Copy nothing but the text: reproduce each line of the listing exactly and leave the pictures out.

------ Raw data

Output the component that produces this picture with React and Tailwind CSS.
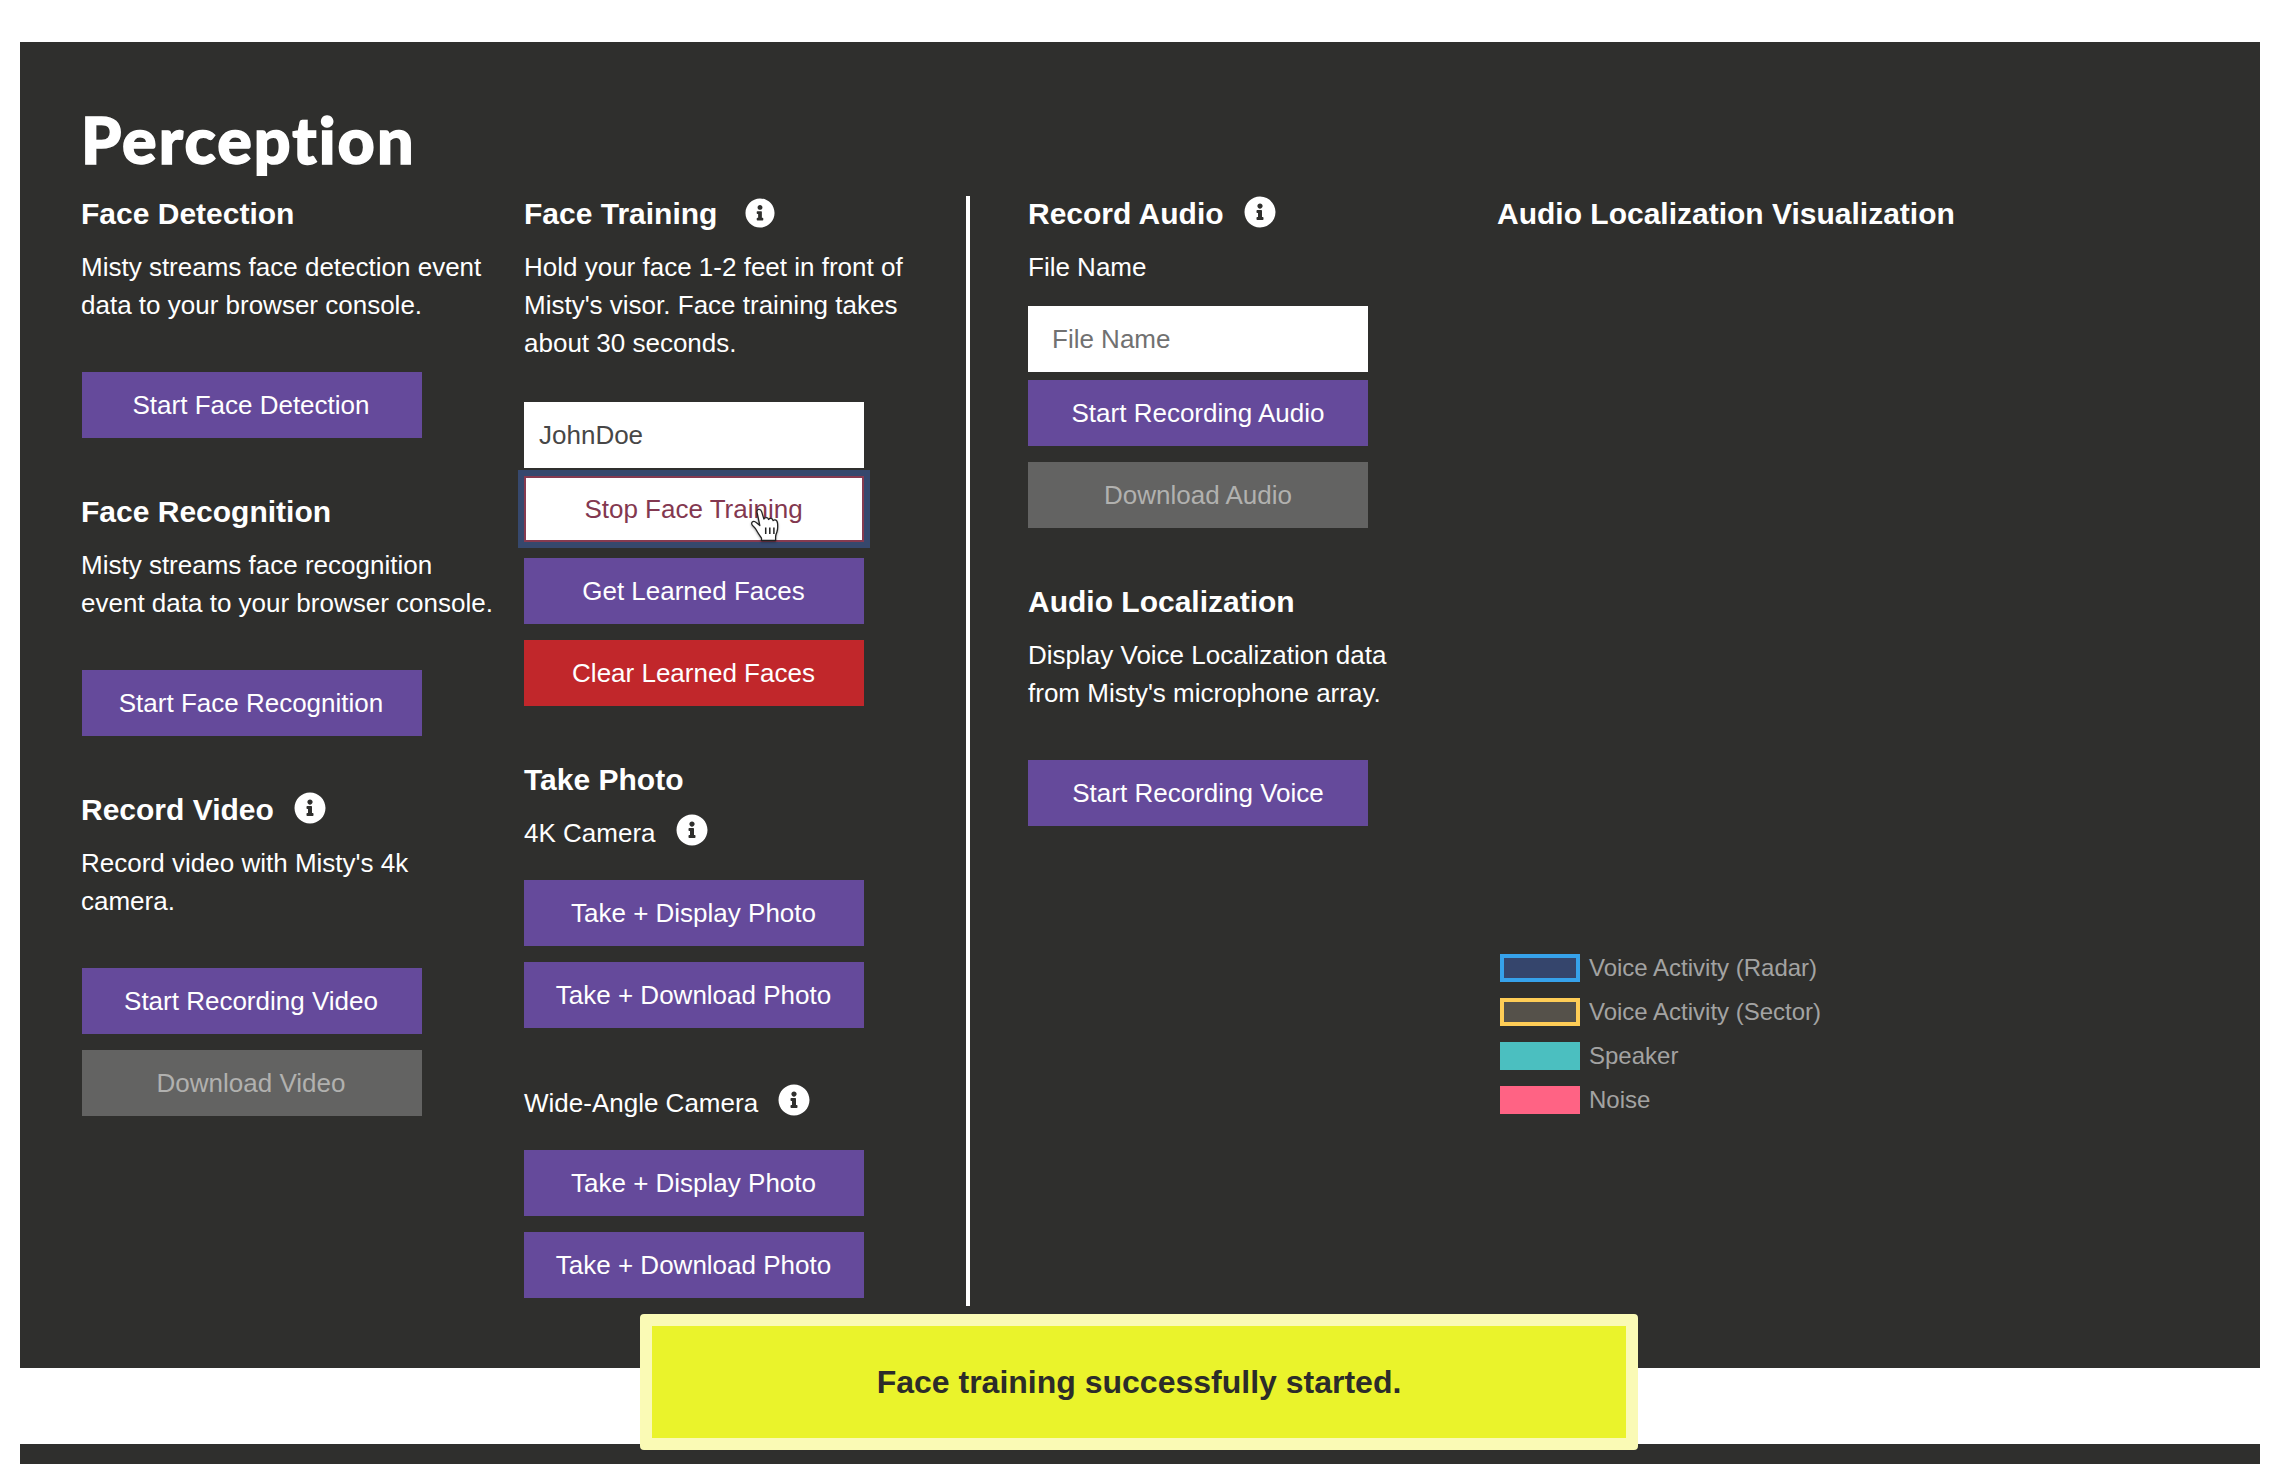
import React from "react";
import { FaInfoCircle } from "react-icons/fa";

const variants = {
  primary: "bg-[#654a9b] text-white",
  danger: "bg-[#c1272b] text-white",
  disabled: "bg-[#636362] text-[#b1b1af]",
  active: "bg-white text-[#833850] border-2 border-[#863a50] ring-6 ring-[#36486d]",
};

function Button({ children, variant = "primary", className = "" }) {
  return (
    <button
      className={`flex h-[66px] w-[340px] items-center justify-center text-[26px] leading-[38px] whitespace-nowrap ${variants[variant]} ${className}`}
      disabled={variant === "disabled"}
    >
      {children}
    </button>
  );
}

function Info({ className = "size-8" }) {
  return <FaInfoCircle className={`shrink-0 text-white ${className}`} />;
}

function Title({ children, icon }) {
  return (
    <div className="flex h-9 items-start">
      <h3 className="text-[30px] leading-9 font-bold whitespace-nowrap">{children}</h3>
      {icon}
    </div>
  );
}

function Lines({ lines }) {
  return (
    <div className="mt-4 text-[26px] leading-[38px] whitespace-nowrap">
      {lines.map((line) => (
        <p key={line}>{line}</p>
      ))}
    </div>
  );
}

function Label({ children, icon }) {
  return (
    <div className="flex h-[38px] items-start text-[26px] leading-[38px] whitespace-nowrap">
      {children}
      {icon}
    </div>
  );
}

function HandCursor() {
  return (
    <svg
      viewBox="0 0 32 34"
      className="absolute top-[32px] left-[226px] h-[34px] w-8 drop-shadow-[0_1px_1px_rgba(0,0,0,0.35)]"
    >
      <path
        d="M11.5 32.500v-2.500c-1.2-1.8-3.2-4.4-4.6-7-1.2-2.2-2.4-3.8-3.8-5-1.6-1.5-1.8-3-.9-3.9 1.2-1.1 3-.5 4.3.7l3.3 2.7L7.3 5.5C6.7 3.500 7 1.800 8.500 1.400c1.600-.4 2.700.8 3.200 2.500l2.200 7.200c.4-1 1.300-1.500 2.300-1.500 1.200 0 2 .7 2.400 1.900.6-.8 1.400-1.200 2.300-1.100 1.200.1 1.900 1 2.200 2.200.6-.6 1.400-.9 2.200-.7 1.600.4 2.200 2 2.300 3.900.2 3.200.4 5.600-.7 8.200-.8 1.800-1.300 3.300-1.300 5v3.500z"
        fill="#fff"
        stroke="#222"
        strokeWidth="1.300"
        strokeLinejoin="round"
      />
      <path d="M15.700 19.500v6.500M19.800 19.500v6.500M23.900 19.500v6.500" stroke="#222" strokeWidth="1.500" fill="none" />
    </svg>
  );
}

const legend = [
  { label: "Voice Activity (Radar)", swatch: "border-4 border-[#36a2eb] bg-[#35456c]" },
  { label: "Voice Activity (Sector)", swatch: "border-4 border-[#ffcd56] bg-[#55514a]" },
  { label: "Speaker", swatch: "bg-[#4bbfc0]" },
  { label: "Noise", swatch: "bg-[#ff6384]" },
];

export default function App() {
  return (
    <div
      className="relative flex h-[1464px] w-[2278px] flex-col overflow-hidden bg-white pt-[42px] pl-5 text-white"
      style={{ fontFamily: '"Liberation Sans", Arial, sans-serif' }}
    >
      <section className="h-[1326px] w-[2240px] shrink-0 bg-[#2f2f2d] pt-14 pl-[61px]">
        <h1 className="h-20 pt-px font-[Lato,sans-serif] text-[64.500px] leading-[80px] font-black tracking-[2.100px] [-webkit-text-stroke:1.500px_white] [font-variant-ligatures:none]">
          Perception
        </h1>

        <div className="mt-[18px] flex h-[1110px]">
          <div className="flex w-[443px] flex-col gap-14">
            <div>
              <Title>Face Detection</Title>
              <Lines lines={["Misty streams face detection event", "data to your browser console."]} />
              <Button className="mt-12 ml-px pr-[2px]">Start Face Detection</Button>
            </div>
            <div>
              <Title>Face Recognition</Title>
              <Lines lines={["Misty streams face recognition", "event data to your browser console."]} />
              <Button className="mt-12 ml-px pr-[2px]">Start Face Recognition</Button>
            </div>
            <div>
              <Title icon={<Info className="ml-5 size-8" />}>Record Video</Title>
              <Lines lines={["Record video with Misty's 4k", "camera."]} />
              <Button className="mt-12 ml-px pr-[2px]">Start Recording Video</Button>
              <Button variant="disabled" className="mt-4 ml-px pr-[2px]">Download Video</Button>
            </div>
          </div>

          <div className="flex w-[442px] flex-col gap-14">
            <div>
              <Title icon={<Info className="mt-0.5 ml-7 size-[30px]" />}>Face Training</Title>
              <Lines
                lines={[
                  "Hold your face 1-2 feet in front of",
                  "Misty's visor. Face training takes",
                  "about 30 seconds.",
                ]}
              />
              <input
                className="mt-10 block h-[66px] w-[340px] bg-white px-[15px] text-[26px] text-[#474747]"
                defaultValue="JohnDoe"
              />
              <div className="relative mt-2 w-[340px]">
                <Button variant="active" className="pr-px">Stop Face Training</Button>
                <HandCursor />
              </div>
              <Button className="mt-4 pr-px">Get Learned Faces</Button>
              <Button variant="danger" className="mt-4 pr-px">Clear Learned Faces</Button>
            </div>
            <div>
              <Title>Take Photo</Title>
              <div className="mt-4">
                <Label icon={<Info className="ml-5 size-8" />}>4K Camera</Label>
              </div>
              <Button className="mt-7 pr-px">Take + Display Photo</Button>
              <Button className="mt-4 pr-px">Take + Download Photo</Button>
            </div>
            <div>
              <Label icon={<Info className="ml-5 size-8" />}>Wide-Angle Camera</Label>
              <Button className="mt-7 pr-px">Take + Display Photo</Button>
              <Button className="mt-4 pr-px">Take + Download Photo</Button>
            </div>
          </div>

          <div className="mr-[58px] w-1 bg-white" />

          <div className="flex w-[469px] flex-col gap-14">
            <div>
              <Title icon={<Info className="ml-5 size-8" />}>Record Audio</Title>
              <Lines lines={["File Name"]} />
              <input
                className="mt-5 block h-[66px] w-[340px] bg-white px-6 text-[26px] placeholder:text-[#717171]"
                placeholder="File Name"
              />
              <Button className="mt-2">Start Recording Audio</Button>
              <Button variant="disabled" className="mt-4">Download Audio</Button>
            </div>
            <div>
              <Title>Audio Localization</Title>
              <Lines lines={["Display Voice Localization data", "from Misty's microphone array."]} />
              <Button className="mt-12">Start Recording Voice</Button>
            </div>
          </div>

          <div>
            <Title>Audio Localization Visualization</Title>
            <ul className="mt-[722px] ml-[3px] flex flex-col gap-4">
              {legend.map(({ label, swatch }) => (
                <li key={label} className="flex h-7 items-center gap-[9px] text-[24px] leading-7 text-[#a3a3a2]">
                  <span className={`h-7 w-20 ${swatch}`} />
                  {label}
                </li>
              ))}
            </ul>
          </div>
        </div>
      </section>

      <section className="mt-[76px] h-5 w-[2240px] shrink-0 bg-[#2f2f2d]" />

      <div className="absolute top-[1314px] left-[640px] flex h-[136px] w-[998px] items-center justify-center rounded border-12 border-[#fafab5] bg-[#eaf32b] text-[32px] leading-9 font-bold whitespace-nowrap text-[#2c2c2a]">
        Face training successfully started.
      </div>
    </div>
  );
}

------------

### Written response
Output the component that produces this picture with React and Tailwind CSS.
import React from "react";
import { FaInfoCircle } from "react-icons/fa";

const variants = {
  primary: "bg-[#654a9b] text-white",
  danger: "bg-[#c1272b] text-white",
  disabled: "bg-[#636362] text-[#b1b1af]",
  active: "bg-white text-[#833850] border-2 border-[#863a50] ring-6 ring-[#36486d]",
};

function Button({ children, variant = "primary", className = "" }) {
  return (
    <button
      className={`flex h-[66px] w-[340px] items-center justify-center text-[26px] leading-[38px] whitespace-nowrap ${variants[variant]} ${className}`}
      disabled={variant === "disabled"}
    >
      {children}
    </button>
  );
}

function Info({ className = "size-8" }) {
  return <FaInfoCircle className={`shrink-0 text-white ${className}`} />;
}

function Title({ children, icon }) {
  return (
    <div className="flex h-9 items-start">
      <h3 className="text-[30px] leading-9 font-bold whitespace-nowrap">{children}</h3>
      {icon}
    </div>
  );
}

function Lines({ lines }) {
  return (
    <div className="mt-4 text-[26px] leading-[38px] whitespace-nowrap">
      {lines.map((line) => (
        <p key={line}>{line}</p>
      ))}
    </div>
  );
}

function Label({ children, icon }) {
  return (
    <div className="flex h-[38px] items-start text-[26px] leading-[38px] whitespace-nowrap">
      {children}
      {icon}
    </div>
  );
}

function HandCursor() {
  return (
    <svg
      viewBox="0 0 32 34"
      className="absolute top-[32px] left-[226px] h-[34px] w-8 drop-shadow-[0_1px_1px_rgba(0,0,0,0.35)]"
    >
      <path
        d="M11.5 32.500v-2.500c-1.2-1.8-3.2-4.4-4.6-7-1.2-2.2-2.4-3.8-3.8-5-1.6-1.5-1.8-3-.9-3.9 1.2-1.1 3-.5 4.3.7l3.3 2.7L7.3 5.5C6.7 3.500 7 1.800 8.500 1.400c1.600-.4 2.700.8 3.200 2.500l2.200 7.200c.4-1 1.300-1.500 2.300-1.500 1.200 0 2 .7 2.400 1.900.6-.8 1.400-1.200 2.300-1.100 1.200.1 1.900 1 2.200 2.200.6-.6 1.400-.9 2.200-.7 1.600.4 2.200 2 2.300 3.900.2 3.200.4 5.600-.7 8.200-.8 1.800-1.300 3.300-1.300 5v3.500z"
        fill="#fff"
        stroke="#222"
        strokeWidth="1.300"
        strokeLinejoin="round"
      />
      <path d="M15.700 19.500v6.500M19.800 19.500v6.500M23.900 19.500v6.500" stroke="#222" strokeWidth="1.500" fill="none" />
    </svg>
  );
}

const legend = [
  { label: "Voice Activity (Radar)", swatch: "border-4 border-[#36a2eb] bg-[#35456c]" },
  { label: "Voice Activity (Sector)", swatch: "border-4 border-[#ffcd56] bg-[#55514a]" },
  { label: "Speaker", swatch: "bg-[#4bbfc0]" },
  { label: "Noise", swatch: "bg-[#ff6384]" },
];

export default function App() {
  return (
    <div
      className="relative flex h-[1464px] w-[2278px] flex-col overflow-hidden bg-white pt-[42px] pl-5 text-white"
      style={{ fontFamily: '"Liberation Sans", Arial, sans-serif' }}
    >
      <section className="h-[1326px] w-[2240px] shrink-0 bg-[#2f2f2d] pt-14 pl-[61px]">
        <h1 className="h-20 pt-px font-[Lato,sans-serif] text-[64.500px] leading-[80px] font-black tracking-[2.100px] [-webkit-text-stroke:1.500px_white] [font-variant-ligatures:none]">
          Perception
        </h1>

        <div className="mt-[18px] flex h-[1110px]">
          <div className="flex w-[443px] flex-col gap-14">
            <div>
              <Title>Face Detection</Title>
              <Lines lines={["Misty streams face detection event", "data to your browser console."]} />
              <Button className="mt-12 ml-px pr-[2px]">Start Face Detection</Button>
            </div>
            <div>
              <Title>Face Recognition</Title>
              <Lines lines={["Misty streams face recognition", "event data to your browser console."]} />
              <Button className="mt-12 ml-px pr-[2px]">Start Face Recognition</Button>
            </div>
            <div>
              <Title icon={<Info className="ml-5 size-8" />}>Record Video</Title>
              <Lines lines={["Record video with Misty's 4k", "camera."]} />
              <Button className="mt-12 ml-px pr-[2px]">Start Recording Video</Button>
              <Button variant="disabled" className="mt-4 ml-px pr-[2px]">Download Video</Button>
            </div>
          </div>

          <div className="flex w-[442px] flex-col gap-14">
            <div>
              <Title icon={<Info className="mt-0.5 ml-7 size-[30px]" />}>Face Training</Title>
              <Lines
                lines={[
                  "Hold your face 1-2 feet in front of",
                  "Misty's visor. Face training takes",
                  "about 30 seconds.",
                ]}
              />
              <input
                className="mt-10 block h-[66px] w-[340px] bg-white px-[15px] text-[26px] text-[#474747]"
                defaultValue="JohnDoe"
              />
              <div className="relative mt-2 w-[340px]">
                <Button variant="active" className="pr-px">Stop Face Training</Button>
                <HandCursor />
              </div>
              <Button className="mt-4 pr-px">Get Learned Faces</Button>
              <Button variant="danger" className="mt-4 pr-px">Clear Learned Faces</Button>
            </div>
            <div>
              <Title>Take Photo</Title>
              <div className="mt-4">
                <Label icon={<Info className="ml-5 size-8" />}>4K Camera</Label>
              </div>
              <Button className="mt-7 pr-px">Take + Display Photo</Button>
              <Button className="mt-4 pr-px">Take + Download Photo</Button>
            </div>
            <div>
              <Label icon={<Info className="ml-5 size-8" />}>Wide-Angle Camera</Label>
              <Button className="mt-7 pr-px">Take + Display Photo</Button>
              <Button className="mt-4 pr-px">Take + Download Photo</Button>
            </div>
          </div>

          <div className="mr-[58px] w-1 bg-white" />

          <div className="flex w-[469px] flex-col gap-14">
            <div>
              <Title icon={<Info className="ml-5 size-8" />}>Record Audio</Title>
              <Lines lines={["File Name"]} />
              <input
                className="mt-5 block h-[66px] w-[340px] bg-white px-6 text-[26px] placeholder:text-[#717171]"
                placeholder="File Name"
              />
              <Button className="mt-2">Start Recording Audio</Button>
              <Button variant="disabled" className="mt-4">Download Audio</Button>
            </div>
            <div>
              <Title>Audio Localization</Title>
              <Lines lines={["Display Voice Localization data", "from Misty's microphone array."]} />
              <Button className="mt-12">Start Recording Voice</Button>
            </div>
          </div>

          <div>
            <Title>Audio Localization Visualization</Title>
            <ul className="mt-[722px] ml-[3px] flex flex-col gap-4">
              {legend.map(({ label, swatch }) => (
                <li key={label} className="flex h-7 items-center gap-[9px] text-[24px] leading-7 text-[#a3a3a2]">
                  <span className={`h-7 w-20 ${swatch}`} />
                  {label}
                </li>
              ))}
            </ul>
          </div>
        </div>
      </section>

      <section className="mt-[76px] h-5 w-[2240px] shrink-0 bg-[#2f2f2d]" />

      <div className="absolute top-[1314px] left-[640px] flex h-[136px] w-[998px] items-center justify-center rounded border-12 border-[#fafab5] bg-[#eaf32b] text-[32px] leading-9 font-bold whitespace-nowrap text-[#2c2c2a]">
        Face training successfully started.
      </div>
    </div>
  );
}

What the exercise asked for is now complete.